Readily3D Bioprinting Pancreas to Help EU-Funded Program Develop Diabetes Treatment



As the World Health Organization reports, the prevalence of diabetes has been rising over the last few decades, and there are currently around 422 million people around the world who have the disease, which causes 1.6 million deaths annually. Improving the diagnosis and treatment of diabetes could majorly benefit public health. That’s just what Readily3D, a spin-off company from the École polytechnique fédérale de Lausanne (EPFL) in Switzerland, is trying to do. The company has developed its bioprinted mini pancreas, created through a novel system that can supposedly print biological tissue in only 30 seconds.

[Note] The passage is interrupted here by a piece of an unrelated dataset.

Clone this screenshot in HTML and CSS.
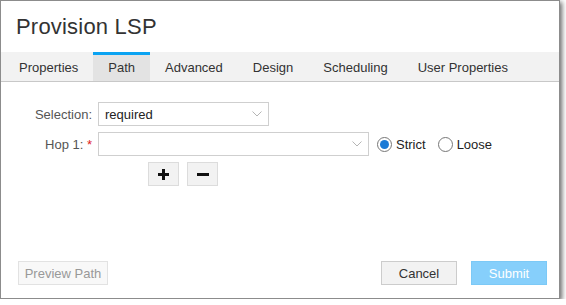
FILE: index.html
```html
<!DOCTYPE html>
<html lang="en">
<head>
    <meta charset="UTF-8">
    <title>Provision LSP</title>
    <link rel="stylesheet" href="styles.css">
</head>
<body>
    <div class="dialog">
        <div class="dialog-header">
            <h1>Provision LSP</h1>
        </div>

        <div class="tabs">
            <div class="tab">Properties</div>
            <div class="tab active">Path</div>
            <div class="tab">Advanced</div>
            <div class="tab">Design</div>
            <div class="tab">Scheduling</div>
            <div class="tab">User Properties</div>
        </div>

        <div class="dialog-body">
            <div class="form-row">
                <label class="field-label">Selection:</label>
                <div class="select select-short">
                    <span>required</span>
                    <svg class="chevron" width="10" height="6" viewBox="0 0 10 6"><path d="M0.5 0.5 L5 5 L9.5 0.5" fill="none" stroke="#b5b5b5" stroke-width="1"/></svg>
                </div>
            </div>

            <div class="form-row">
                <label class="field-label">Hop 1: <span class="req">*</span></label>
                <div class="select select-long">
                    <span></span>
                    <svg class="chevron" width="10" height="6" viewBox="0 0 10 6"><path d="M0.5 0.5 L5 5 L9.5 0.5" fill="none" stroke="#b5b5b5" stroke-width="1"/></svg>
                </div>
                <div class="radio-group">
                    <span class="radio checked"></span>
                    <span class="radio-text">Strict</span>
                    <span class="radio"></span>
                    <span class="radio-text">Loose</span>
                </div>
            </div>

            <div class="hop-buttons">
                <button class="icon-btn">
                    <svg width="11" height="11" viewBox="0 0 11 11"><rect x="4" y="0" width="3" height="11" fill="#111"/><rect x="0" y="4" width="11" height="3" fill="#111"/></svg>
                </button>
                <button class="icon-btn">
                    <svg width="12" height="3" viewBox="0 0 12 3"><rect x="0" y="0" width="12" height="3" fill="#111"/></svg>
                </button>
            </div>
        </div>

        <div class="dialog-footer">
            <button class="btn btn-disabled">Preview Path</button>
            <div class="footer-right">
                <button class="btn btn-cancel">Cancel</button>
                <button class="btn btn-submit">Submit</button>
            </div>
        </div>
    </div>
</body>
</html>
```

FILE: styles.css
```css
* {
    box-sizing: border-box;
    margin: 0;
    padding: 0;
}

body {
    font-family: 'Liberation Sans', Arial, sans-serif;
    font-size: 13px;
    color: #333;
    background-color: #fff;
}

.dialog {
    width: 560px;
    height: 299px;
    border: 1px solid #8c8c8c;
    background-color: #fff;
    box-shadow: 2px 2px 5px rgba(0, 0, 0, 0.6);
    display: flex;
    flex-direction: column;
}

.dialog-header {
    height: 51px;
    padding: 13px 15px 0;
}

h1 {
    font-size: 22px;
    font-weight: normal;
    line-height: 26px;
    color: #333;
    letter-spacing: 0.2px;
}

.tabs {
    display: flex;
    height: 30px;
    padding-left: 3px;
    background-color: #f2f2f2;
    border-bottom: 1px solid #c8c8c8;
}

.tab {
    padding: 0 15px;
    border-top: 3px solid transparent;
    line-height: 26px;
    color: #333;
}

.tab.active {
    border-top-color: #0aa3f2;
    background-color: #e3e3e3;
}

.dialog-body {
    flex: 1;
    padding-top: 20px;
}

.form-row {
    display: flex;
    align-items: center;
    margin-bottom: 6px;
}

.field-label {
    width: 91px;
    margin-right: 6px;
    text-align: right;
    color: #555;
}

.req {
    color: #e02020;
}

.select {
    height: 24px;
    border: 1px solid #cfcfcf;
    display: flex;
    align-items: center;
    justify-content: space-between;
    padding: 0 6px;
    color: #222;
}

.select-short {
    width: 171px;
}

.select-long {
    width: 271px;
}

.chevron {
    display: block;
}

.radio-group {
    display: flex;
    align-items: center;
    margin-left: 8px;
}

.radio {
    width: 15px;
    height: 15px;
    border: 1px solid #777;
    border-radius: 50%;
    position: relative;
    margin-right: 4px;
}

.radio.checked::after {
    content: '';
    position: absolute;
    left: 2px;
    top: 2px;
    width: 9px;
    height: 9px;
    border-radius: 50%;
    background-color: #1a7ad6;
}

.radio-text {
    margin-right: 12px;
    color: #222;
}

.hop-buttons {
    display: flex;
    gap: 8px;
    margin-left: 147px;
    margin-top: 6px;
}

.icon-btn {
    width: 31px;
    height: 24px;
    border: 1px solid #dcdcdc;
    background-color: #f2f2f2;
    display: flex;
    align-items: center;
    justify-content: center;
}

.dialog-footer {
    display: flex;
    justify-content: space-between;
    align-items: flex-end;
    padding: 0 12px 13px 17px;
}

.footer-right {
    display: flex;
    gap: 14px;
}

.btn {
    height: 24px;
    font-family: 'Liberation Sans', Arial, sans-serif;
    font-size: 13px;
}

.btn-disabled {
    width: 90px;
    background-color: #f8f8f8;
    border: 1px solid #e2e2e2;
    color: #999;
}

.btn-cancel {
    width: 76px;
    background-color: #f2f2f2;
    border: 1px solid #cccccc;
    color: #333;
}

.btn-submit {
    width: 76px;
    background-color: #86cffb;
    border: 1px solid #7cc9f6;
    color: #fff;
}
```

“Existing bioprinting technologies are slow, which tends to reduce cell viability. They also have a poor ability to produce complex anatomical structures, such as vasculatures,” Readily3D explains on its website. “To overcome these limitations, we created Tomolite: a unique bioprinter, allowing biologists to print an entire cell-laden volume at once, in less than a minute and without impairing cell viability.”

The pancreas, located behind the stomach, produces the necessary bicarbonates and enzymes we need to digest our food, but it also secretes several hormones, such as insulin, which regulates our blood sugar. A diseased pancreas can no longer produce insulin, which can lead to diabetes—a chronic disease characterized by high levels of blood sugar, which can result in serious damage to many parts of the body, including the blood vessels, heart, kidneys, nerves, and eyes. In fact, according to The International Diabetes Federation’s 2019 IDF Diabetes Atlas and the European Diabetes Study Center (CeeD), diabetes is the leading cause of blindness among adults and majorly increases the risk of heart attack, stroke, and kidney failure.

Readily3D’s tomographic illumination technology, created at EPFL’s Laboratory of Applied Photonics Devices (LAPD) and further developed by Readily3D, uses a biological gel that contains a patient’s stem cells within, and a laser applied to this gel solidifies the material through a polymerization process. The team says it can control the location, and the intensity, of the laser beam so only the required areas of the gel are solidified to form the tissue. Additionally, Readily3D’s bioprinting technology is said to be fast, contamination-free, easy to use, and cell-friendly, meaning the cells spend very little time outside of an incubator.

Paul Delrot, the CTO of Readily3D, explained, “One of the main advantages of our method is that it can create tissue in a single block, making it particularly useful for printing soft tissue like organs.”

Bioprinting is proving to be a transformative technology in the additive manufacturing and medical fields, and its success is based on plenty of hard work and research over the last twenty or so years. Bioprinted tissue, in particular, is extremely beneficial, as it negates the need for animal testing, and because it’s created from a patient’s own stem cells, can be custom-made for a person.

“What’s more,” Readily3D’s CEO Damien Loterie continued, “patients won’t have to try out an array of drugs, some of which may have unpleasant side effects, before finding the right one for them.”

Readily3D’s innovative bioprinting technology is currently being used to develop a reliable, living pancreas model for diabetes drug testing applications in a large-scale project called Enlight, which received €3.6 million in funding from the EU’s Horizon 2020 Framework to develop the first living model of the pancreas within the next three years.

Christophe Moser, the head of LAPD and SPIE award winner for this technology, explained, “Developing a system that can print 3D tissue at the cubic centimeter scale and faithfully replicate the functioning of a live pancreas is a huge challenge, which we hope to meet with this technology.”

A cross-disciplinary consortium, led by UMC Utrecht, is carrying out the ambitious Enlight project, with help from fellow participants EPFL, Readily3D, and ETH Zurich in Switzerland, the University of Naples Federico II in Italy, AstraZeneca in Sweden, Rousselot in Belgium, and the Giannino Bassetti Foundation in Italy.

While EPFL and Readily3D are currently focusing on the pancreas, their bioprinting technology could be used in the future to fabricate different kinds of tissue, which could be used to make transplant organs or even come up with cancer treatments.